Порознь же не самые глупые люди, со вкусом, с пониманием престижа и азартной гонки за первым местом. Что, это так смешно — глупая реплика о поисках вчерашнего дня? Отлови по одному, пошути — даже улыбки на губах не возникнет. Почему же сейчас смеются?

Или я ошибся? Вселенная желает мне лишь добра, а психологическое насилие под эту категорию никак не подходит. Может, быть, перепутал класс? Школу? Жизнь?

Тем временем динамики откашляли, и помещение заполнили густые, смущающие перекаты тёмного эмбиента — экспериментальная программа, призванная улучшить показатели учащихся, настроить их на нужный лад.

«На кошках бы лучше экспериментировали!» — рявкнул он — и проснулся.

Вода почти сошла, лишь у самого входа набралось немного, почти полностью перекрывая пути наружу. Той самой вонючей смерти, даже в виде лужи-прудика вызывающей опасение. Он не обратил внимания раньше, но «вода» в такой луже не выглядела прозрачной — скорее, белёсой. С целой кучей растворённой внутри пакости. Мутная, вонючая смерть.

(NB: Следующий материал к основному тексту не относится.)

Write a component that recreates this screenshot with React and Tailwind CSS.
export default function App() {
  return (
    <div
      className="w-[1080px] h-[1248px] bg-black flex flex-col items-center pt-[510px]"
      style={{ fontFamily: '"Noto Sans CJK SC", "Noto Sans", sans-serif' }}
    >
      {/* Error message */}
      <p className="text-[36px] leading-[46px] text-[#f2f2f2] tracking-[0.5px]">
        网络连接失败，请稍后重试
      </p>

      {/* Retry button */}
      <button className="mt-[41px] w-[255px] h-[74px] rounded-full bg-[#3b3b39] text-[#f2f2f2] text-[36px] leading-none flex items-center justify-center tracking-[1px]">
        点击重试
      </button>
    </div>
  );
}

Логика — по принципу сообщающихся сосудов уровень жидкой смерти снаружи приблизительно равнялся тому же, что и в пещере, а если верить размытым следам на спасительном сталагмите — и это не предел. Риск искупаться остаётся прежним, и скоро даже спасительная каменюка перестанет справляться. Тогда что, смерть?

Думать, думать надо. Руки саднило от напряжения. Память от нескольких часов, что он цеплялся за влажный камень, а чуть позже — от попыток расчистить хотя бы клочок обнажившейся суши. Уходящая влага оставляла на камнях жутко кусачие следы, напоминающие скорее ПАВы, работающие таким же образом.

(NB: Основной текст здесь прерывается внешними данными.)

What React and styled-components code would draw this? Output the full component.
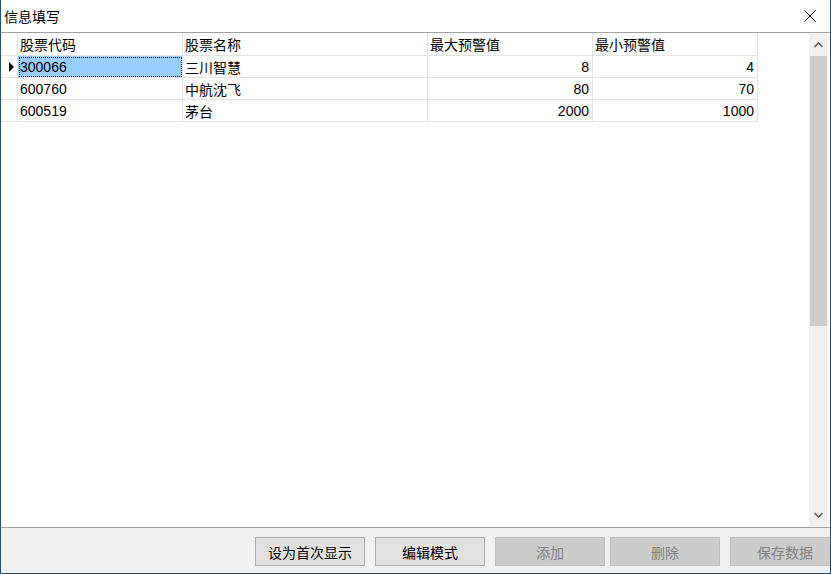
import React from 'react';
import styled, { createGlobalStyle } from 'styled-components';

const GlobalStyle = createGlobalStyle`
  html, body {
    margin: 0;
    padding: 0;
    background: #ffffff;
  }
  body {
    font-family: "Liberation Sans", "Noto Sans CJK SC", sans-serif;
    font-size: 14px;
    color: #000;
  }
  * {
    box-sizing: border-box;
  }
`;

const Window = styled.div`
  width: 831px;
  height: 574px;
  display: flex;
  flex-direction: column;
  background: #ffffff;
  border-left: 1px solid #1b4f78;
  border-right: 1px solid #1b4f78;
  border-bottom: 1px solid #1b4f78;
  overflow: hidden;
`;

const TitleBar = styled.div`
  height: 32px;
  flex: none;
  display: flex;
  align-items: center;
  justify-content: space-between;
  padding: 0 14px 0 3px;
  font-size: 14px;
`;

const CloseButton = styled.div`
  width: 12px;
  height: 12px;
  display: flex;
`;

const GridFrame = styled.div`
  flex: 1;
  display: flex;
  border-top: 1px solid #a0a0a0;
  border-bottom: 1px solid #a0a0a0;
  background: #ffffff;
  min-height: 0;
`;

const TableArea = styled.div`
  flex: 1;
`;

const Table = styled.div`
  display: grid;
  grid-template-columns: 17px 165px 245px 165px 165px;
  grid-template-rows: 23px;
  grid-auto-rows: 22px;
  width: 757px;
`;

const HeaderCell = styled.div`
  display: flex;
  align-items: center;
  padding-left: 2px;
  border-right: 1px solid #e3e3e3;
  border-bottom: 1px solid #e3e3e3;
  white-space: nowrap;
`;

const RowHead = styled.div`
  display: flex;
  align-items: center;
  padding-left: 8px;
  border-right: 1px solid #e3e3e3;
  border-bottom: 1px solid #e3e3e3;
`;

const Arrow = styled.span`
  width: 0;
  height: 0;
  border-left: 5px solid #000;
  border-top: 5.5px solid transparent;
  border-bottom: 5.5px solid transparent;
`;

const Cell = styled.div`
  display: flex;
  align-items: center;
  justify-content: ${(p) => (p.$num ? 'flex-end' : 'flex-start')};
  padding: ${(p) => (p.$num ? '0 3px 0 0' : '0 0 0 2px')};
  border-right: 1px solid #e3e3e3;
  border-bottom: 1px solid #e3e3e3;
  white-space: nowrap;
  background: ${(p) => (p.$selected ? '#99ccff' : 'transparent')};
  outline: ${(p) => (p.$selected ? '1px dotted #000' : 'none')};
  outline-offset: -2px;
`;

const Scrollbar = styled.div`
  width: 19px;
  margin: 1px 2px 1px 0;
  display: flex;
  flex-direction: column;
  background: #f0f0f0;
`;

const ScrollArrow = styled.div`
  height: 22px;
  flex: none;
  display: flex;
  align-items: center;
  justify-content: center;
`;

const Thumb = styled.div`
  height: 270px;
  margin: 0 1px;
  background: #cdcdcd;
`;

const Track = styled.div`
  flex: 1;
`;

const ButtonBar = styled.div`
  height: 45px;
  flex: none;
  display: flex;
  align-items: flex-start;
  padding: 9px 0 0 254px;
  background: #f0f0f0;
`;

const Button = styled.div`
  flex: none;
  width: 110px;
  height: 29px;
  margin-left: ${(p) => p.$gap}px;
  display: flex;
  align-items: center;
  justify-content: center;
  font-size: 14px;
  background: ${(p) => (p.$disabled ? '#cccccc' : '#e1e1e1')};
  border: 1px solid ${(p) => (p.$disabled ? '#bfbfbf' : '#adadad')};
  color: ${(p) => (p.$disabled ? '#838383' : '#000')};
`;

const rows = [
  { code: '300066', name: '三川智慧', max: '8', min: '4' },
  { code: '600760', name: '中航沈飞', max: '80', min: '70' },
  { code: '600519', name: '茅台', max: '2000', min: '1000' },
];

const buttons = [
  { label: '设为首次显示', gap: 0 },
  { label: '编辑模式', gap: 10 },
  { label: '添加', gap: 10, disabled: true },
  { label: '删除', gap: 5, disabled: true },
  { label: '保存数据', gap: 10, disabled: true },
];

const Chevron = ({ down }) => (
  <svg width="9" height="6" viewBox="0 0 9 6">
    <path
      d={down ? 'M0.5 1 L4.5 5 L8.5 1' : 'M0.5 5 L4.5 1 L8.5 5'}
      fill="none"
      stroke="#606060"
      strokeWidth="1.6"
    />
  </svg>
);

const App = () => (
  <>
    <GlobalStyle />
    <Window>
      <TitleBar>
        <span>信息填写</span>
        <CloseButton>
          <svg width="12" height="12" viewBox="0 0 12 12">
            <path d="M0.5 0.5 L11.5 11.5 M11.5 0.5 L0.5 11.5" stroke="#000" strokeWidth="1" />
          </svg>
        </CloseButton>
      </TitleBar>
      <GridFrame>
        <TableArea>
          <Table>
            <HeaderCell />
            <HeaderCell>股票代码</HeaderCell>
            <HeaderCell>股票名称</HeaderCell>
            <HeaderCell>最大预警值</HeaderCell>
            <HeaderCell>最小预警值</HeaderCell>
            {rows.map((r, i) => (
              <React.Fragment key={r.code}>
                <RowHead>{i === 0 && <Arrow />}</RowHead>
                <Cell $selected={i === 0}>{r.code}</Cell>
                <Cell>{r.name}</Cell>
                <Cell $num>{r.max}</Cell>
                <Cell $num>{r.min}</Cell>
              </React.Fragment>
            ))}
          </Table>
        </TableArea>
        <Scrollbar>
          <ScrollArrow>
            <Chevron />
          </ScrollArrow>
          <Thumb />
          <Track />
          <ScrollArrow>
            <Chevron down />
          </ScrollArrow>
        </Scrollbar>
      </GridFrame>
      <ButtonBar>
        {buttons.map((b) => (
          <Button key={b.label} $gap={b.gap} $disabled={b.disabled}>
            {b.label}
          </Button>
        ))}
      </ButtonBar>
    </Window>
  </>
);

export default App;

Больно дёрнуло потянутое запястье, на миг он даже задохнулся от страха. Помнилось прекрасно всё творящееся во сне — кирпичные здания, прямые линии и углы, коллектив и коллективная травля… Но здесь это всё в прошлом, вопросы о его перемещении сюда вряд ли будут когда-нибудь закрыты, ибо спросить попросту не у кого. Людей нет. Следовательно, вместе со всеми минусами общества в никуда канули и его преимущества. Например, врачи. В радиусе нескольких километров абсолютно точно не наблюдалось ни одного травм-пункта!

«Хотя, судя по растениям и животным, правильнее было бы сказать — в радиусе ближайших нескольких световых лет».

Он тряхнул головой, избавляясь от ненужного страха, и тут же, будто в отместку, больно дёрнуло надколотый об орех зуб — нет травмы, нет врачей, а когда зуб дойдёт до кондиции…

— Надо срочно ковырять юнан на предмет медицины.